How do you find the best price on something you need? Many consumers these days are using the Internet, and so should you — at least for your auto loan. While brick and mortar lenders do still exist as a viable option, you can often get competitive quotes online for less hassle.

Knowing what you qualify for from a variety of lenders will not only help you budget, but it will also come in handy as a bargaining chip when you’re wheeling and dealing at the dealership. Lay down the gauntlet. If an online lender can do better, why should you go with in-house financing over a third party?
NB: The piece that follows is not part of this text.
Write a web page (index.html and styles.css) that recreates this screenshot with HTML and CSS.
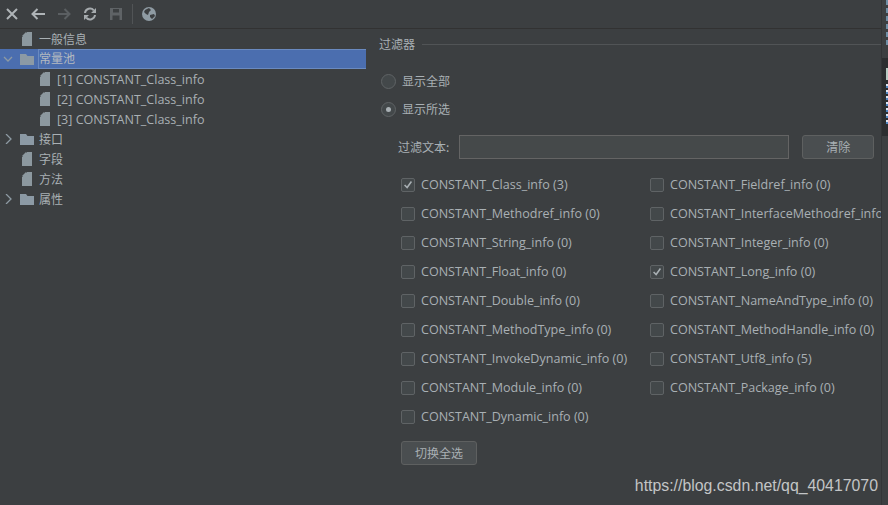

Choosing the Appropriate Length for your Auto Loan

Would you choose to repay someone over a short or long period of time? Most people might answer “long,” but the reality is, this isn’t always the best option when it comes to auto loans.

In fact, choosing a longer repayment period may end up costing you more than the car itself is actually worth. You could easily find yourself owing more than you could sell the car for — even if you’ve been paying on the car for a few years. Nerdwallet.com points out that dealerships often extend the life of a loan to make the monthly payments more enticing. What potential buyers should consider is not only the monthly costs, but the overall price of the car as well.

Rather than going for 72-month loans, like many new-car buyers do, choose the shortest repayment period you can afford. In fact, if you can pay for miscellaneous expenses up-front and in cash, do so. The less you have to finance and pay interest on, the better.

Other Factors to Consider

DetroitNews.com cautions interest rates may be on the rise, so the time to buy a new car is now, before the rates increase. However, rushing into a decision can be costly. If you find yourself unable to make a solid decision about a vehicle based on the loan options and budget you’ve come up with, there are some alternative routes.

Leasing, instead of buying, could be a good option for some. There are many factors to consider when leasing a car, but maybe you’re not sure what model you want. Think of leasing as an extended test drive, if you will. But if leasing sounds like a lot of paperwork and headaches, there’s always certified pre-owned vehicles. They’re a better guarantee than the “For Sale by Owner” on the corner variety, but as with all dealership offers, consider every cost. Make sure to question those line items you don’t understand.

At the end of the day, it’s always a good idea to sleep on a decision. Give yourself time to think about the situation from a variety of angles. Speak with friends and family and get their opinions. Don’t fall into the trap of buyer’s remorse after you get your new car home. Be smart, be prepared, and work that budget in your favor!